Posted: October 23, 2024 | Industry News
The U.S. forest biomass industry, which has long struggled to compete economically within domestic markets, might soon see a significant shift in its fortunes due to recent federal climate policies. The Inflation Reduction Act (IRA), signed into law in 2022, aims to tackle climate change through substantial financial incentives, including billions of dollars in direct appropriations and tax breaks. As the act begins to take effect, there are growing concerns from environmental groups that the U.S. could replicate Europe’s controversial approach of burning wood for electricity, which many scientists argue is more damaging to the climate than burning coal.
Forest biomass energy production, which involves burning wood and wood waste to generate electricity, currently makes up a small percentage of the U.S. energy mix. In 2022, only about 2% of the nation’s total energy consumption came from wood and wood waste, according to the U.S. Energy Information Administration. However, fueled by European subsidies, the wood pellet industry in the U.S. has rapidly expanded, particularly in the Southern states like Alabama and North Carolina, making the U.S. the largest wood pellet exporter in the world.
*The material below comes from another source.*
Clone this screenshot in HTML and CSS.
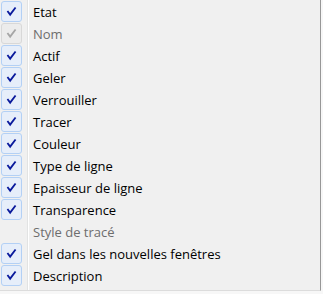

With the IRA now in play, this trend could accelerate domestically. The act includes provisions that could benefit wood burning as a form of renewable energy, though the language was carefully crafted to avoid explicitly favoring any specific energy source. Key players in the industry, such as the British utility Drax Group, have already begun to explore new opportunities in the U.S., opening offices and planning new biomass power plants equipped with carbon capture and storage technology.
While the industry sees the IRA as a transformative opportunity, environmental groups and some scientists are raising alarms. The practice of burning wood for electricity has been widely criticized for its potential to exacerbate climate change. Critics argue that the carbon released from burning wood creates a “carbon debt” that cannot be repaid quickly enough by replanting trees, especially within the critical two-decade timeframe needed to achieve significant carbon reductions under international climate agreements like the Paris Agreement.
Moreover, there are concerns that incentivizing biomass energy could lead to unsustainable levels of tree cutting, threatening local ecosystems and biodiversity. Reports from environmental advocates point to increased instances of clearcutting in areas like northeast North Carolina, driven by the growing demand for wood pellets.
“If harmful, polluting forest biomass energy production is wrongly credited under these IRA tax provisions, then the industry could grow and generate climate pollution in an exponential fashion, the way it has in the U.K. and the EU,” warned Sami Yassa, a senior research specialist with the Natural Resources Defense Council.
As the U.S. Treasury Department, specifically the Internal Revenue Service (IRS), begins to navigate these complex issues, their decisions on which businesses qualify for tax breaks will be pivotal. While the IRA does not overtly pick winners among various energy sources, the application of tax credits could significantly impact the biomass industry’s growth trajectory.
Environmental groups are closely monitoring the Treasury’s actions, particularly how it incorporates greenhouse gas emissions calculations and whether it recognizes the broader ecological impacts of biomass energy production. The agency has until the end of 2024 to finalize its guidelines, and both industry representatives and environmental advocates are actively lobbying to influence these outcomes.
The biomass industry’s proponents argue that their operations represent a form of renewable energy that can contribute to the nation’s clean energy transition. Industry voices, like Elizabeth Woodworth of the U.S. Industrial Pellet Association, emphasize the innovation behind bioenergy and its role alongside other renewable sources such as wind, solar, and hydroelectric power.
“The thrust behind the IRA in general is to find alternative and renewable energy sources,” said Woodworth. “Our (energy) demand, unfortunately, is not going down. And yet, we are in a critical phase with climate change. So this bioenergy is a tiny part of it.”
On the other hand, environmental advocates argue that burning wood is an outdated and inefficient method of energy production that could undermine climate objectives. They point to the significant carbon emissions associated with logging, processing, and transporting biomass, which they argue must be fully accounted for in any climate impact assessments. They also highlight the potential socio-environmental injustices, as many pellet mills are located near marginalized communities.
As the Biden administration pushes forward with its clean energy agenda, the fate of the forest biomass industry remains uncertain. The extensive subsidies and tax incentives provided by the IRA are designed to promote renewable energy and reduce carbon emissions significantly, but how these incentives are applied will be crucial.
For now, the debate continues, with significant implications for both the climate and U.S. forests. Whether the IRA will spur a domestic wood-burning boom—or prevent it—depends on the balancing act federal agencies must perform in the coming months. The decisions made could shape the landscape of U.S. energy production and forest management for years to come, with both industry and environmental advocates watching closely.